┌──

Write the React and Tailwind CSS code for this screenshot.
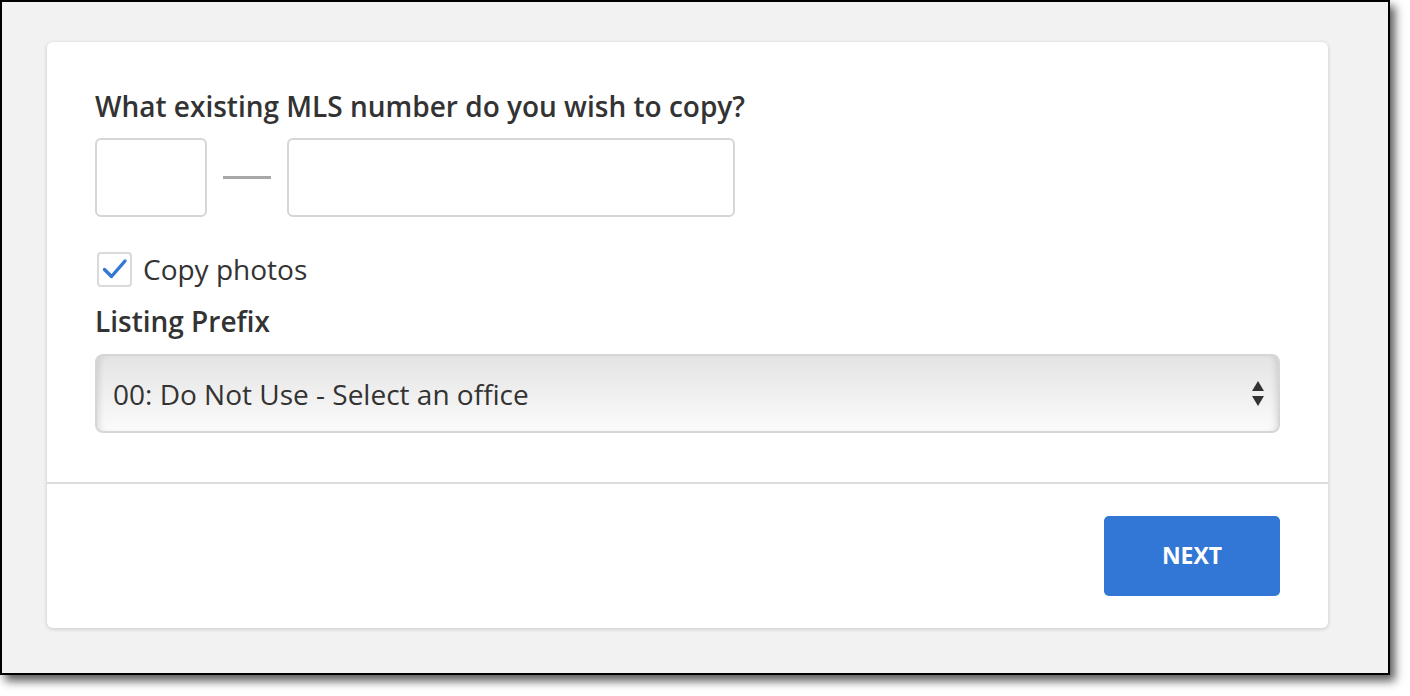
import React from 'react';

function Arrows() {
  return (
    <svg width="12" height="26" viewBox="0 0 12 26" className="text-[#333]">
      <path d="M6 0 L12 10 L0 10 Z" fill="currentColor" />
      <path d="M0 15 L12 15 L6 25 Z" fill="currentColor" />
    </svg>
  );
}

export default function App() {
  return (
    <div className="w-[1410px] h-[696px] bg-white font-['Open_Sans',sans-serif] text-[#333]">
      <div className="w-[1390px] h-[675px] border-2 border-black bg-[#f2f2f2] shadow-[5px_6px_9px_rgba(0,0,0,0.65)] pt-[40px] pl-[45px]">
        {/* card */}
        <div className="w-[1281px] h-[586px] bg-white rounded-md shadow-[0_1px_4px_rgba(0,0,0,0.18)] flex flex-col">
          <div className="px-[48px] pt-[45px] h-[440px]">
            <h2 className="text-[28px] leading-[38px] font-semibold">What existing MLS number do you wish to copy?</h2>
            <div className="flex items-center mt-[13px]">
              <div className="w-[112px] h-[79px] border-2 border-[#d6d6d6] rounded-md bg-white" />
              <div className="w-[48px] h-[3px] bg-[#a8a8a8] mx-[16px]" />
              <div className="w-[448px] h-[79px] border-2 border-[#d6d6d6] rounded-md bg-white" />
            </div>
            <label className="flex items-center mt-[34px] ml-[2px] h-[36px]">
              <span className="w-[35px] h-[35px] border-2 border-[#dadada] rounded-[4px] flex items-center justify-center">
                <svg width="26" height="22" viewBox="0 0 26 22">
                  <path d="M2.5 11.5 L9.5 18.5 L23 3" fill="none" stroke="#3478d4" strokeWidth="3.4" strokeLinecap="round" strokeLinejoin="round" />
                </svg>
              </span>
              <span className="ml-[11px] text-[28px] leading-[38px]">Copy photos</span>
            </label>
            <h3 className="text-[28px] leading-[38px] font-semibold mt-[15px]">Listing Prefix</h3>
            <div className="mt-[14px] w-[1185px] h-[79px] border-2 border-[#d6d6d6] rounded-[8px] bg-gradient-to-b from-[#e4e4e4] to-[#fbfbfb] shadow-[inset_6px_0_6px_-4px_rgba(0,0,0,0.12),inset_-6px_0_6px_-4px_rgba(0,0,0,0.12)] flex items-center justify-between pl-[16px] pr-[14px]">
              <span className="text-[28px] leading-[38px]">00: Do Not Use - Select an office</span>
              <Arrows />
            </div>
          </div>
          <div className="h-[2px] bg-[#dcdcdc]" />
          <div className="flex justify-end pr-[48px] pt-[32px]">
            <button className="w-[176px] h-[80px] bg-[#3276d6] rounded-[5px] text-white text-[23px] font-bold pb-[2px]">NEXT</button>
          </div>
        </div>
      </div>
    </div>
  );
}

└──

◆ Task directions ◆
Identify and copy all lines with the word "React".

◆ Reply to the task ◆
Write the React and Tailwind CSS code for this screenshot.
import React from 'react';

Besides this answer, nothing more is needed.